How, then, do I remain more than happily married?
Because these verses on “love is …” are not about us. They are about GOD. These verses are not about my heart, they are about God’s heart. This is not a standard, or some level to work for or achieve — this is the standard set by God, for the sake of our salvation, freedom, and sanctification.
Which led me to what I feel is a new verse on which my daily life hinges at this point in time, Galatians 3:3:
“Are you so foolish? Having begun in the Spirit, are you now being made perfect by the flesh?”
I can’t love my husband because who I am, naturally, is a thief, a liar, and a murderer. I will make promises to him that I will bail on when things get tough, I will cut him down to make myself feel better, and I will withhold any concession in being vulnerable with him because of my pride.
But God already knew this about me. So He supplied me with something else, this “love is ….” He has supplied me — all of us — with a choice.
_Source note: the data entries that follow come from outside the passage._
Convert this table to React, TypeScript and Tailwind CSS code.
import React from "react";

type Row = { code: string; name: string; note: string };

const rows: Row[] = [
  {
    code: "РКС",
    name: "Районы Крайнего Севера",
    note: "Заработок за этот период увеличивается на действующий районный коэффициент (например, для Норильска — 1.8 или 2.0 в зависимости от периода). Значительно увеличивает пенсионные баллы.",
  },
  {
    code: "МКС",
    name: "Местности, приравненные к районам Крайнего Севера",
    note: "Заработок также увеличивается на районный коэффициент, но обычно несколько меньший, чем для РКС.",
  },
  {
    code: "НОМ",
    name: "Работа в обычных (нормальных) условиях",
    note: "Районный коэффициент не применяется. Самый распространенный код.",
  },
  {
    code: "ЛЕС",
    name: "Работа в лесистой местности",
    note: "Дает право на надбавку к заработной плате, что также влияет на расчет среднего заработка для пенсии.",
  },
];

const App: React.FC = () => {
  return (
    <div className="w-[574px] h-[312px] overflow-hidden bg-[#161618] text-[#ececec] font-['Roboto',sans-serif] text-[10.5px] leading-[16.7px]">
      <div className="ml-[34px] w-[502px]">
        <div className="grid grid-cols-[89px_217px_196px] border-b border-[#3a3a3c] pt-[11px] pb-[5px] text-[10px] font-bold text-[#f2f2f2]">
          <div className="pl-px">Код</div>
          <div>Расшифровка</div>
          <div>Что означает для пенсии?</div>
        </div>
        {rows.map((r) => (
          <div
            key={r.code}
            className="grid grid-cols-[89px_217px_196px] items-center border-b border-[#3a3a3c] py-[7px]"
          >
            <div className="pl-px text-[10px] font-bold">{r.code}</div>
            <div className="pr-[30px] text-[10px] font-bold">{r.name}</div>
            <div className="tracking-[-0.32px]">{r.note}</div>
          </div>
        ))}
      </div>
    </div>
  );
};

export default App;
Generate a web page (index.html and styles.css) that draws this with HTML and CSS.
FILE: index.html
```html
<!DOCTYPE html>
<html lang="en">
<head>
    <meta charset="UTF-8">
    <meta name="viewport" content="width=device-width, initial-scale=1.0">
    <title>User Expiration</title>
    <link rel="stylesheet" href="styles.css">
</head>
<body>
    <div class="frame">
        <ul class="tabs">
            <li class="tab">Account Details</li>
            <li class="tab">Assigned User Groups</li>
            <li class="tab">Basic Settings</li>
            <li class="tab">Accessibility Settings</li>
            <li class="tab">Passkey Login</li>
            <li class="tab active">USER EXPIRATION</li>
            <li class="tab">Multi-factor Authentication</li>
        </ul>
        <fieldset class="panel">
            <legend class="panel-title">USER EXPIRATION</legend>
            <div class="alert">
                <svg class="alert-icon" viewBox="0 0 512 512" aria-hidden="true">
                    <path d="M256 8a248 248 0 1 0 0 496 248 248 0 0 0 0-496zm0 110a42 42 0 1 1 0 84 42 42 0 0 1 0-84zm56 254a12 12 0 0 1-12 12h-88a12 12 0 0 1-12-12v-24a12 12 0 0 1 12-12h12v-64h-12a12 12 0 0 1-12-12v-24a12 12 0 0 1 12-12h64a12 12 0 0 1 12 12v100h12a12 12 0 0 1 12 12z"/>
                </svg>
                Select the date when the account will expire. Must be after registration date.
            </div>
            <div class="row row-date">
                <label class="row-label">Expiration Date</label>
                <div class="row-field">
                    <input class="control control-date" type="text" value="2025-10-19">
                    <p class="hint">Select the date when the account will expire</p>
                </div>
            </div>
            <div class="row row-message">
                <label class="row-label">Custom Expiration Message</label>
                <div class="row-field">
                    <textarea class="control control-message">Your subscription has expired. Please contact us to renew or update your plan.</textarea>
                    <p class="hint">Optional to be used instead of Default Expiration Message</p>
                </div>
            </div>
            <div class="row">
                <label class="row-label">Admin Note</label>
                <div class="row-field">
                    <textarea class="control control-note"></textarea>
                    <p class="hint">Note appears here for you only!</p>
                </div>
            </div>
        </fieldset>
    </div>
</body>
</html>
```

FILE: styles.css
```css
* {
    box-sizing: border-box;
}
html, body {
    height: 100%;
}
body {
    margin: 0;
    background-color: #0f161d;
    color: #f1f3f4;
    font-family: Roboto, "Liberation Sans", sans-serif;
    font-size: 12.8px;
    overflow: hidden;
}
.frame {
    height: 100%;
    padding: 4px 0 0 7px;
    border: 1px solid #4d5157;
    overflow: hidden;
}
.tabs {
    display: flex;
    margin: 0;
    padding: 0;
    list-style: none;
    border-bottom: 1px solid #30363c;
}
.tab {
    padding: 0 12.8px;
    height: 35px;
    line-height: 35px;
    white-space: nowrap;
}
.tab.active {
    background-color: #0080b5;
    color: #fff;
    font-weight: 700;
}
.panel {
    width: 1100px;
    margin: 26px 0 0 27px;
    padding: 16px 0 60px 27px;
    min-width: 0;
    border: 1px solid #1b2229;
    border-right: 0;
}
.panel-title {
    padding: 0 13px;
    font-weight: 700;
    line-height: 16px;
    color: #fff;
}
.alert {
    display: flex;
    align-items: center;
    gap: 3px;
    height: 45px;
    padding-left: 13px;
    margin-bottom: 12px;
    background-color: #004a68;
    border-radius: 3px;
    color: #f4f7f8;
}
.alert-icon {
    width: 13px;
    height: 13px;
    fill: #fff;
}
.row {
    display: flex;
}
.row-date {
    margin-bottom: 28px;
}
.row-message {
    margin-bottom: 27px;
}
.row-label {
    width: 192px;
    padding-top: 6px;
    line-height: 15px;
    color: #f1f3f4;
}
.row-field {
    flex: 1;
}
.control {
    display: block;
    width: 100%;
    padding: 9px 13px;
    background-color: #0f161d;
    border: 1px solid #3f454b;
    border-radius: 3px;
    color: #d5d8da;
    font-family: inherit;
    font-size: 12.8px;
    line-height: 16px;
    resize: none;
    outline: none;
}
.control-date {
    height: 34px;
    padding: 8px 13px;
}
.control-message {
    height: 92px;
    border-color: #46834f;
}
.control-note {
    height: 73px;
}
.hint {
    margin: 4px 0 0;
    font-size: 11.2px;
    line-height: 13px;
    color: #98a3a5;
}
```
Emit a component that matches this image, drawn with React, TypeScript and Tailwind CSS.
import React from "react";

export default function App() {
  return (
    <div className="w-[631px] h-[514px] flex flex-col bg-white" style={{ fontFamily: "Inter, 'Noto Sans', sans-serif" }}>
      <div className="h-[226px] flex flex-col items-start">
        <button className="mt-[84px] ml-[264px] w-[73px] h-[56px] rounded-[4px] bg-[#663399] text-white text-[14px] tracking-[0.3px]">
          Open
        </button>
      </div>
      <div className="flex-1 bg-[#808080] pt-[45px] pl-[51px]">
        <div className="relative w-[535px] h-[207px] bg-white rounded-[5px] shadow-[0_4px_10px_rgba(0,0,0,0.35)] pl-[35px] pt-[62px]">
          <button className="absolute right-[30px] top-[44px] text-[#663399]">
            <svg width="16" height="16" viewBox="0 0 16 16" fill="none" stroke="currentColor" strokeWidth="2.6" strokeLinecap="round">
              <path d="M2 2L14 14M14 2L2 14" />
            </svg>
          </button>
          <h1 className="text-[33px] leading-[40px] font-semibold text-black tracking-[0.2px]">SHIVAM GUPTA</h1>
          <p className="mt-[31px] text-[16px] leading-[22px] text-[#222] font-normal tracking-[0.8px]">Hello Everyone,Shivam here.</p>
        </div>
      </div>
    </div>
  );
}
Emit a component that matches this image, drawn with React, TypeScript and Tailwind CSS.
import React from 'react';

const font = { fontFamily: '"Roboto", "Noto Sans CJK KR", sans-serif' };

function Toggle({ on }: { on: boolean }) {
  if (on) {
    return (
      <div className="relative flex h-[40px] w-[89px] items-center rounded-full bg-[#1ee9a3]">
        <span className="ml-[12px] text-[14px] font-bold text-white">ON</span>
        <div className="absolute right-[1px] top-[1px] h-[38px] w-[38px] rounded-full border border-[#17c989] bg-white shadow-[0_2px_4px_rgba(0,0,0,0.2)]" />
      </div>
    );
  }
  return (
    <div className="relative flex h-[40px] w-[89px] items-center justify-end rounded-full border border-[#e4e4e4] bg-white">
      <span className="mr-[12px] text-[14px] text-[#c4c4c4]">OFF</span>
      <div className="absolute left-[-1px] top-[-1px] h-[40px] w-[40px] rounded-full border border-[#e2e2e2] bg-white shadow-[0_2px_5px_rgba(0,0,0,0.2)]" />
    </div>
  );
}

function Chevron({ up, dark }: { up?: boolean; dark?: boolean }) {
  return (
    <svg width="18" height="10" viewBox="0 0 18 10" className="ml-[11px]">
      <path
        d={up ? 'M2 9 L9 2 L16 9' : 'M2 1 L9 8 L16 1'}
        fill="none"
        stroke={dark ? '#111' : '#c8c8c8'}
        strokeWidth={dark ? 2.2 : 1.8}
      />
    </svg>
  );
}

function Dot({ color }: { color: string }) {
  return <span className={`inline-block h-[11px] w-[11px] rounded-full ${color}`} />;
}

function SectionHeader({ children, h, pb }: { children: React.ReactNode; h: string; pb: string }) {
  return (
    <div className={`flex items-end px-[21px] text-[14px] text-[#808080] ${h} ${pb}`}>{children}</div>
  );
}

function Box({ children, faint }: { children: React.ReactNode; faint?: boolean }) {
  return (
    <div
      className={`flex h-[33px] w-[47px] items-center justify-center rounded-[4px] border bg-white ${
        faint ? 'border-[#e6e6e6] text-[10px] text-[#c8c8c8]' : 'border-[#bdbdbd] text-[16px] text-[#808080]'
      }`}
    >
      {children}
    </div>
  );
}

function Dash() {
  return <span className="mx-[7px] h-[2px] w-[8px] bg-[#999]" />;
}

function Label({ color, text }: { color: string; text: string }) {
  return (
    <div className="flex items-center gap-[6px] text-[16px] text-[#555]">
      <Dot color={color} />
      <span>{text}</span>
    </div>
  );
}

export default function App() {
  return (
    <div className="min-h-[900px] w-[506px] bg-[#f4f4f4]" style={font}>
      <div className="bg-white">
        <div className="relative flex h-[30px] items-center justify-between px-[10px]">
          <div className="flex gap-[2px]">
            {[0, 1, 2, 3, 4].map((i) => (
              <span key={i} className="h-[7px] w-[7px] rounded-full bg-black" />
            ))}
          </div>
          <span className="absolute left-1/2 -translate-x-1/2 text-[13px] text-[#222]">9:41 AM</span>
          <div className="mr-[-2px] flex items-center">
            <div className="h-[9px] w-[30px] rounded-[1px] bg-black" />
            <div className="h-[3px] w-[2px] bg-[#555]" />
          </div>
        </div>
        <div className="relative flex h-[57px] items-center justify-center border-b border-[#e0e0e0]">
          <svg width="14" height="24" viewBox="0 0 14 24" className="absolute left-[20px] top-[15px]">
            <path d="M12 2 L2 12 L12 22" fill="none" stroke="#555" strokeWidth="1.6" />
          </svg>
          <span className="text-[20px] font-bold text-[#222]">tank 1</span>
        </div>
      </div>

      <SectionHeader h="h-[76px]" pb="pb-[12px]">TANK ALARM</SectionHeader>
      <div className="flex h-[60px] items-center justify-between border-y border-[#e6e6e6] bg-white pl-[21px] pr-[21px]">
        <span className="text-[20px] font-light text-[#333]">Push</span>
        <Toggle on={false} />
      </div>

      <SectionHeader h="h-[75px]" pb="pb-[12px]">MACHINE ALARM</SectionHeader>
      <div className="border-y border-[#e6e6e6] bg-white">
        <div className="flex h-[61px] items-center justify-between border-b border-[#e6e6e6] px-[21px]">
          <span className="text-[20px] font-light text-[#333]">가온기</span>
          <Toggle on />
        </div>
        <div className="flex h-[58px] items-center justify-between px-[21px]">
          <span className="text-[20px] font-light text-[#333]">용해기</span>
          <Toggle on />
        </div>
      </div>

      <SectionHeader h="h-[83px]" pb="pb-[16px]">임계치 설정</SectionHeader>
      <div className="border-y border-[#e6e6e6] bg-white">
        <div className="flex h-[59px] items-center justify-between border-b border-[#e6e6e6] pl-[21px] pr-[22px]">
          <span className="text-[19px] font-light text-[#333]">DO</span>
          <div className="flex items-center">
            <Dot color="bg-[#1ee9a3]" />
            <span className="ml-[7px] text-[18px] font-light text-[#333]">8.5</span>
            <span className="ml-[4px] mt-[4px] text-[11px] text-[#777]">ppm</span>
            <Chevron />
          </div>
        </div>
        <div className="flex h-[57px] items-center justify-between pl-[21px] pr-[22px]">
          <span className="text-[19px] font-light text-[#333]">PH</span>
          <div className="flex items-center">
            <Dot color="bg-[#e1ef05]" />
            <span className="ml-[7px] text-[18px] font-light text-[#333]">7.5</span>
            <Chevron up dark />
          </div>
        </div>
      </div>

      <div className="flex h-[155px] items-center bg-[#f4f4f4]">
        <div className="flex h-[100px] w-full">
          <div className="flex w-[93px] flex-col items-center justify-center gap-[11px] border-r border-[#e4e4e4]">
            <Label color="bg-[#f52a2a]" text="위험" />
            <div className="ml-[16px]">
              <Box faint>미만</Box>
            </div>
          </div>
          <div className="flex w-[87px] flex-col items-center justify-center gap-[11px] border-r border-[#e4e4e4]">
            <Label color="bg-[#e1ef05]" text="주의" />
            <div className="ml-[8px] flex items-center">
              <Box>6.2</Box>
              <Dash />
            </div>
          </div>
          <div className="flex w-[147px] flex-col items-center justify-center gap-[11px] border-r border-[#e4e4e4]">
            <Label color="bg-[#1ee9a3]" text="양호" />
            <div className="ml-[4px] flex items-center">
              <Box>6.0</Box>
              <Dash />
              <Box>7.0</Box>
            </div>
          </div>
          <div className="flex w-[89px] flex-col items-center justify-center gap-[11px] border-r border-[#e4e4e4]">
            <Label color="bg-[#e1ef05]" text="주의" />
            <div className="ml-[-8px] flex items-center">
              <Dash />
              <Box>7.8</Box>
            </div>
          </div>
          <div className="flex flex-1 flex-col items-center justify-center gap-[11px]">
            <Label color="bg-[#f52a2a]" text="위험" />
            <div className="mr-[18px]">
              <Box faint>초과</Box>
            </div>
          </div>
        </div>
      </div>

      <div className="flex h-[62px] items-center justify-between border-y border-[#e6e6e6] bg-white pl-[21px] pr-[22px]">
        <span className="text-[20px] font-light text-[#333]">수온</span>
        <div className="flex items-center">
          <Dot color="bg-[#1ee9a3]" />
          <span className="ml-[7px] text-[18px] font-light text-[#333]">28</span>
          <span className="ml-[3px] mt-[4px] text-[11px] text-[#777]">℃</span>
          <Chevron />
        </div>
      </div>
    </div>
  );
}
Do we really think we can fix the things that are wrong, off, running on empty by the power of our own flesh?
Let me remind you, by the words of Paul, that if we choose the flesh, we are choosing the thing that is contrary to the Spirit. If we choose our own way of doing things, we are choosing the thing that is contrary to God’s way. I can be deceived into thinking that my way is aligned somehow with God’s way, but I would be wrong. This convicted instinct I had, in fact, was right: I do not — I cannot — love my husband when I take the responsibility upon myself.
But the fact is that on a daily basis, I am loving him. So how does this work? How does God concoct a romance, a wild-adventure-ride-of-love, out of essentially nothing but drifting emotions and a vague commitment made almost five years ago?
I believe the answer lies in obedience.
If nothing else, I have found that when I obey the commands of God, my marriage is blessed. When I heed the call of God to a place deeper than I have known before, I find love overflowing to the point where I cannot take my eyes off of this remarkable man. When I remove the hardness from my own heart and see the work that needs to be done to soften my sharp places, I gush with an affection, uncharacteristic and unexpected. And when I let the sovereignty of God’s will rest upon my shoulders — this man, picked for me out of millions, least qualified to make me happy and to enjoy life with — I am flooded with God’s goodness in knowing my needs before they are needs, and in knowing my desires before they are desires. I am flooded with gratitude that my husband is a gift to me, chosen for me, crafted and designed for me.
We were not made one flesh when we were married; we were carved from one flesh before the foundation of the world.
Lord willing, I would like to pursue some topics in marriage for a little while here in this internetosphere. There is no better way I have found, yet, to know a snapshot of God’s manifold grace than by the difficulty, chastening, and joy of marriage.
I am a pastor’s wife and I admit: I don’t have enough woman-power to love my husband. But I follow a mighty God who, in the place of my flesh, has built a new thing. In the place of my bitterness, He has built love. Daily, from these ashes, I am risen.